Task statement — Within the material below, find each line bearing the word "React" and present it.

[Collected data entries]
▬▬▬

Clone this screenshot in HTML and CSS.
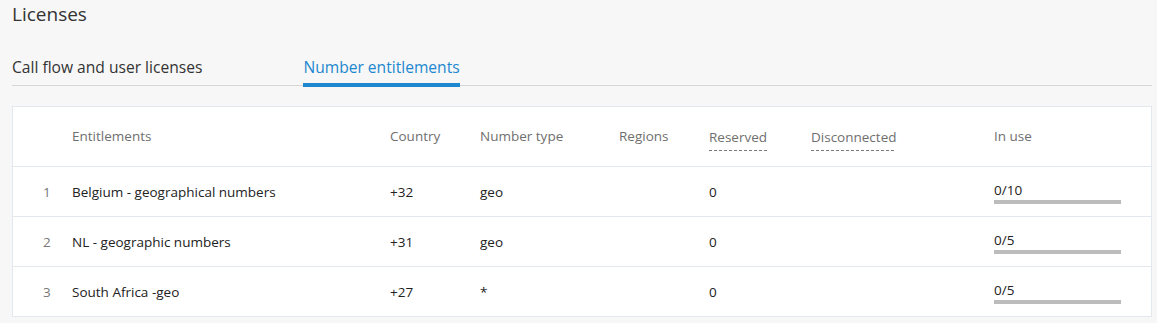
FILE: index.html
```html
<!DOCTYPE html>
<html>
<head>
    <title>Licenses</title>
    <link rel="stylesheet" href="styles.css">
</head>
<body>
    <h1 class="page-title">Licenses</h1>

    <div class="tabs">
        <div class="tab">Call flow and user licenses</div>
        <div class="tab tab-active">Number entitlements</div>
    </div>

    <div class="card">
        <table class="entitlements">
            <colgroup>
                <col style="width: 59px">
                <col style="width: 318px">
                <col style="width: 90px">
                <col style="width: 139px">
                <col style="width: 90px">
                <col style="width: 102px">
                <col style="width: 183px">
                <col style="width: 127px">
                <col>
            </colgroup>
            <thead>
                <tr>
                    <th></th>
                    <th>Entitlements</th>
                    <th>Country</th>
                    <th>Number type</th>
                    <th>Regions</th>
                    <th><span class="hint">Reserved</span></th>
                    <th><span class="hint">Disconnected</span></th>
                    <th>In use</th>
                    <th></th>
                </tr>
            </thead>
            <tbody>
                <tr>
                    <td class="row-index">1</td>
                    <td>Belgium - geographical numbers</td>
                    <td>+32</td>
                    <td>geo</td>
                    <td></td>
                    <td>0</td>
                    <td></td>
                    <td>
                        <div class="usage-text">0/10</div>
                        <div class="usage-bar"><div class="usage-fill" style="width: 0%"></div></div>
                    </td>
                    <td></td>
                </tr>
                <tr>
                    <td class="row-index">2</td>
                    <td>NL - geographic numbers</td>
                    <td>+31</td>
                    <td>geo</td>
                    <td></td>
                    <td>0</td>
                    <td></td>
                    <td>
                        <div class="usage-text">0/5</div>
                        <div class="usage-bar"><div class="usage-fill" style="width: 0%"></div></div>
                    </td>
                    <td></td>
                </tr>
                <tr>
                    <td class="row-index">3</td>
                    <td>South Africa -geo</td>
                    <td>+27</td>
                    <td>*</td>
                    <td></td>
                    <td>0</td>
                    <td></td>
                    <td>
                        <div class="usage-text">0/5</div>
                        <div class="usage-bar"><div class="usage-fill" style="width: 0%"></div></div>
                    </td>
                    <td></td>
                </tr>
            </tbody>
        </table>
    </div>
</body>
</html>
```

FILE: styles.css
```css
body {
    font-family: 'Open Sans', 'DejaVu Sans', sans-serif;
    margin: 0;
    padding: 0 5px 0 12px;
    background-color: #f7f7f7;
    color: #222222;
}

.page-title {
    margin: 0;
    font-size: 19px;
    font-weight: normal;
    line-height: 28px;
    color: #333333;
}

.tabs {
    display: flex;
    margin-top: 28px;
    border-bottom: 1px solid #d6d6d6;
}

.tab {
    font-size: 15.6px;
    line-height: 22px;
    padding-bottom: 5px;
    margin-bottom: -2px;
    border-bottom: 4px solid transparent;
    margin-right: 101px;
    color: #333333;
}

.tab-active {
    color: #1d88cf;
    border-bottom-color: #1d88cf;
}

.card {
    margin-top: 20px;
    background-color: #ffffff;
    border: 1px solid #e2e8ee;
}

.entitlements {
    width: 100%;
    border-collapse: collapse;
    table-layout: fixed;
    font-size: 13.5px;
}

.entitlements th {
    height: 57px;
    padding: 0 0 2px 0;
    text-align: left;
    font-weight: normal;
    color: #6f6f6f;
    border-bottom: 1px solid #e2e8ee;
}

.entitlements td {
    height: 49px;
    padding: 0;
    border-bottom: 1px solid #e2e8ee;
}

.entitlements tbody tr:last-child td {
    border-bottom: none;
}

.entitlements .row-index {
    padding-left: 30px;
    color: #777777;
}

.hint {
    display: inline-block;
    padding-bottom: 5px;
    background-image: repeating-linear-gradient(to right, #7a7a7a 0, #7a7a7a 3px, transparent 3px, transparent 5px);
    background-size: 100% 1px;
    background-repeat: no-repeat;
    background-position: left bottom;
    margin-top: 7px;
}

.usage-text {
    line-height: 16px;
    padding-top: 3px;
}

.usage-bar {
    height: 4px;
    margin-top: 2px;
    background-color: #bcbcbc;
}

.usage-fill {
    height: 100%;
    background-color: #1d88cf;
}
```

▬▬▬

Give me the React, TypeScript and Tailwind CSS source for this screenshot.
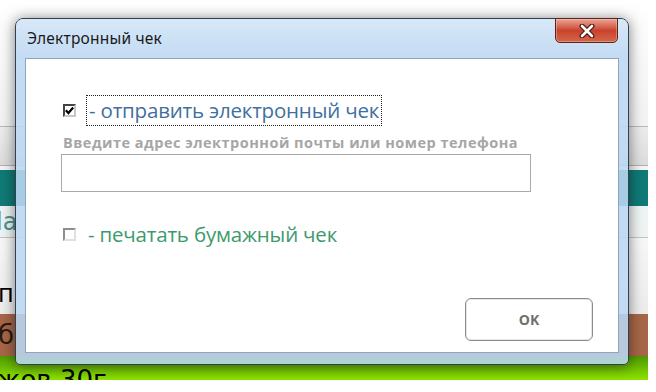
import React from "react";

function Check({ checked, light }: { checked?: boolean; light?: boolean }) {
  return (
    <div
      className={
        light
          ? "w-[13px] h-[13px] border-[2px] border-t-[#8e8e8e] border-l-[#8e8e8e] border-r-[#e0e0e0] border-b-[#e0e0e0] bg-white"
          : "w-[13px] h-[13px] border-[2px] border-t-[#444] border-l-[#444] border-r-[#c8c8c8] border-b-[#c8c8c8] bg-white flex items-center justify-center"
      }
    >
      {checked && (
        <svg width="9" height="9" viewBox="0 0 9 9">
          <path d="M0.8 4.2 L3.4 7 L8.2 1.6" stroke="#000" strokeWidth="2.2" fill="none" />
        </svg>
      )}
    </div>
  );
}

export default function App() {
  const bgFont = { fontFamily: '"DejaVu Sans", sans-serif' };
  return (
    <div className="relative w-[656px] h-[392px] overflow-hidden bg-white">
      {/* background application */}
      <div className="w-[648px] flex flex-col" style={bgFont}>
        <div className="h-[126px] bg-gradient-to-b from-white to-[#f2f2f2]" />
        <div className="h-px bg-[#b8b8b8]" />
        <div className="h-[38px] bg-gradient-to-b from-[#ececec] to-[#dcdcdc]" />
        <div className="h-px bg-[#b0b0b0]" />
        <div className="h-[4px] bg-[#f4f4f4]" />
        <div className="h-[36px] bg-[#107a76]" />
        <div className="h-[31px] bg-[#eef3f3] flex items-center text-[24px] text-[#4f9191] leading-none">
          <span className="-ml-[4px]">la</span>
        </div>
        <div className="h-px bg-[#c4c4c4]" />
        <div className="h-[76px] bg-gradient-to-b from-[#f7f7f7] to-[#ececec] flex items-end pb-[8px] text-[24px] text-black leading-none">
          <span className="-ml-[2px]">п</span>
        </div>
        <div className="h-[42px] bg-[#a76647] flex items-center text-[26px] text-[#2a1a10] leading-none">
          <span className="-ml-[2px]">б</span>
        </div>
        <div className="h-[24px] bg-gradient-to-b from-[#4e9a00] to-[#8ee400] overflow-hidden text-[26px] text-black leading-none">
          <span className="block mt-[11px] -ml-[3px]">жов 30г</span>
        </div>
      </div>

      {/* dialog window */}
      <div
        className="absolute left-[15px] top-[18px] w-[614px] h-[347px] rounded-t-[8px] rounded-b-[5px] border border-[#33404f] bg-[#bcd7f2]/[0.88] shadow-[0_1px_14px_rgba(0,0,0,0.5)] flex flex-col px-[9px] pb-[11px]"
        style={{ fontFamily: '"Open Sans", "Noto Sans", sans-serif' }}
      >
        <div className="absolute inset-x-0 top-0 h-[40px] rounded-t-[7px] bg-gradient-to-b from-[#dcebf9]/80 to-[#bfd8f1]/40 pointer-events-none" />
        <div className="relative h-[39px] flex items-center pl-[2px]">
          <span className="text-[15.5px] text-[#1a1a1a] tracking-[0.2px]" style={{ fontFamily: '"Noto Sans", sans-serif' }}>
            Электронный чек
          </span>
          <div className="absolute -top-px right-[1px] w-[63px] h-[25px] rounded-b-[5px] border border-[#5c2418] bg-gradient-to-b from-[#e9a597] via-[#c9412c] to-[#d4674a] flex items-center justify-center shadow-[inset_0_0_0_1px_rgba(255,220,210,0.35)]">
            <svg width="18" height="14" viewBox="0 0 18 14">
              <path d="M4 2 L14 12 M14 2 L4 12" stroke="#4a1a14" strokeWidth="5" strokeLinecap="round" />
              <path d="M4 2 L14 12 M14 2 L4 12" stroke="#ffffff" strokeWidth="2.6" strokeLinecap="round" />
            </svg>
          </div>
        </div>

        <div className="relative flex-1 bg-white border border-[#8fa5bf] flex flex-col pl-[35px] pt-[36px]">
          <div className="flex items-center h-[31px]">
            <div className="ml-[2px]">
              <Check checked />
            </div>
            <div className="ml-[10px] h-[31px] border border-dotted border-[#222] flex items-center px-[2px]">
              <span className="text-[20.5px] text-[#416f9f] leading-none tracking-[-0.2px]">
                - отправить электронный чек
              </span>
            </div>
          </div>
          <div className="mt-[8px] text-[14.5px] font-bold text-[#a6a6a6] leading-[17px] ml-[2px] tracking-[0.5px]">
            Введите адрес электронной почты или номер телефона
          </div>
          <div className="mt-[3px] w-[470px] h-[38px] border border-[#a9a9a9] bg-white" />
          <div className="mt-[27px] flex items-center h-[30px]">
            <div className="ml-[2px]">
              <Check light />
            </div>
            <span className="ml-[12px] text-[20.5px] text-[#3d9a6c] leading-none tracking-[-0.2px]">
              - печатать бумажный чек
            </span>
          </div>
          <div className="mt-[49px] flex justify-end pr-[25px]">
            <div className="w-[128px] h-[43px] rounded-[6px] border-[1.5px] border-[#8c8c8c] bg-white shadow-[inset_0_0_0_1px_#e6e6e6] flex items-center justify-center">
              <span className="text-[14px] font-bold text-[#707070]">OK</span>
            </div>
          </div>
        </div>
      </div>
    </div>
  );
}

▬▬▬

Exercise answer —
Give me the React, TypeScript and Tailwind CSS source for this screenshot.
import React from "react";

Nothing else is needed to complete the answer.